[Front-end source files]

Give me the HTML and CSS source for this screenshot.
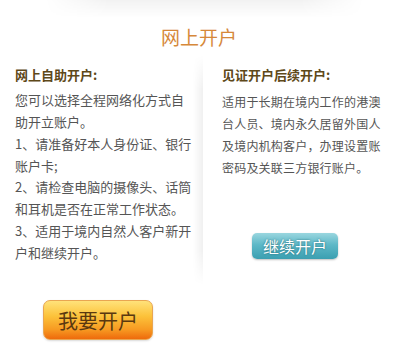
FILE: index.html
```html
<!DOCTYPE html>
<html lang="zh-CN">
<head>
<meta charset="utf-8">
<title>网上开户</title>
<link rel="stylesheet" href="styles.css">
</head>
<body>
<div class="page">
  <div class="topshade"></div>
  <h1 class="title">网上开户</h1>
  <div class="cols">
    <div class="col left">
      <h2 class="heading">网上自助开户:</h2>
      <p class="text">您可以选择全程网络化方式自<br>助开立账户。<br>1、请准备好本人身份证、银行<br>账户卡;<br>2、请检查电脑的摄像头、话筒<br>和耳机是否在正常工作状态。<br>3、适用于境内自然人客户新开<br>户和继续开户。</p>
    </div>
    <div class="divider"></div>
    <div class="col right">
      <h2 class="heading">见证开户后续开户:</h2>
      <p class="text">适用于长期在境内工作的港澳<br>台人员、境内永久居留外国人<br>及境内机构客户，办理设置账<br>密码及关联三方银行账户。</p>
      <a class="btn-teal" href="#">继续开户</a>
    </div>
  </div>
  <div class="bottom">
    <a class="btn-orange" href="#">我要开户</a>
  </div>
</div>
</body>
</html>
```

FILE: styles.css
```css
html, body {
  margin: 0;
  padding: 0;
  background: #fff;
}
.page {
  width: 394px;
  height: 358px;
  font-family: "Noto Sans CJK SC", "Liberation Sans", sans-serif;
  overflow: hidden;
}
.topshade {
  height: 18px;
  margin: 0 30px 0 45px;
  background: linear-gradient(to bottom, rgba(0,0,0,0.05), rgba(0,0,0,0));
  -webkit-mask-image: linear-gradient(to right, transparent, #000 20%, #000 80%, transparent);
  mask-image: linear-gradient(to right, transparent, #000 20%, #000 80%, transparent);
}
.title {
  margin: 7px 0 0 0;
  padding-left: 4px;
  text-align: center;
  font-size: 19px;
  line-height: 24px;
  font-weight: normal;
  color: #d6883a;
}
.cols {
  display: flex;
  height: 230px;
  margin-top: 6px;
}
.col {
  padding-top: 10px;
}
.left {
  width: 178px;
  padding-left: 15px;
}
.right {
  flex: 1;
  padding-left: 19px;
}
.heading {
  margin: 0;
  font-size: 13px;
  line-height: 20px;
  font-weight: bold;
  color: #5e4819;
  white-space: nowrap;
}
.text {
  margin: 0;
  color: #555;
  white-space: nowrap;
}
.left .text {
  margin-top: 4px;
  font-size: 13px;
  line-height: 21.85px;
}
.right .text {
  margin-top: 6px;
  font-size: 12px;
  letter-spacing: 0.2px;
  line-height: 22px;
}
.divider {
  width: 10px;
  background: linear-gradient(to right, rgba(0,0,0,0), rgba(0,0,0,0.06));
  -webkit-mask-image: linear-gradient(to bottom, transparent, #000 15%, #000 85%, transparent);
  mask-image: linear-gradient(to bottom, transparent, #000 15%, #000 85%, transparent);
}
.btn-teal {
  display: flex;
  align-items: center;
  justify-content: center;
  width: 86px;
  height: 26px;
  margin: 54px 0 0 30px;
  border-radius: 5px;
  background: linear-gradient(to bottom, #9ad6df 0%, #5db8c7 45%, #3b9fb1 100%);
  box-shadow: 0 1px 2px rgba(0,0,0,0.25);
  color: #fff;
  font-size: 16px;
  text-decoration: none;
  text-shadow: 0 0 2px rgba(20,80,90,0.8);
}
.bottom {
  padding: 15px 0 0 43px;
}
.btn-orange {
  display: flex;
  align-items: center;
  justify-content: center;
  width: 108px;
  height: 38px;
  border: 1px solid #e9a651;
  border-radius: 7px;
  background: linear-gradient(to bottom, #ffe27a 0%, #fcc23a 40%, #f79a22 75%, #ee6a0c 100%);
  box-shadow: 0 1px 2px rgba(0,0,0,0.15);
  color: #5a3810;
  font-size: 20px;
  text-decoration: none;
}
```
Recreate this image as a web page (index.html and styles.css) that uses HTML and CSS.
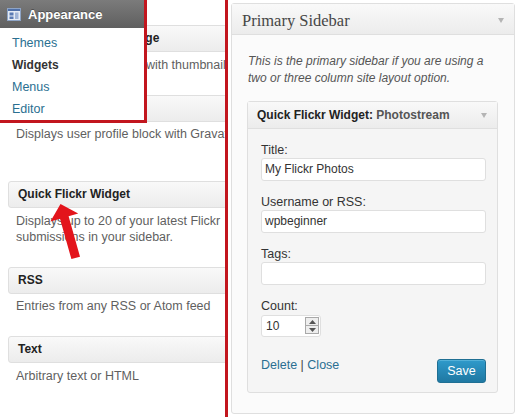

» **SHORT PROBLEM**: Search the entries for the word "this" and copy every line that has it.

» **EXERCISE RESPONSE**:
Give me the HTML and CSS source for this screenshot.
Recreate this image as a web page (index.html and styles.css) that uses HTML and CSS.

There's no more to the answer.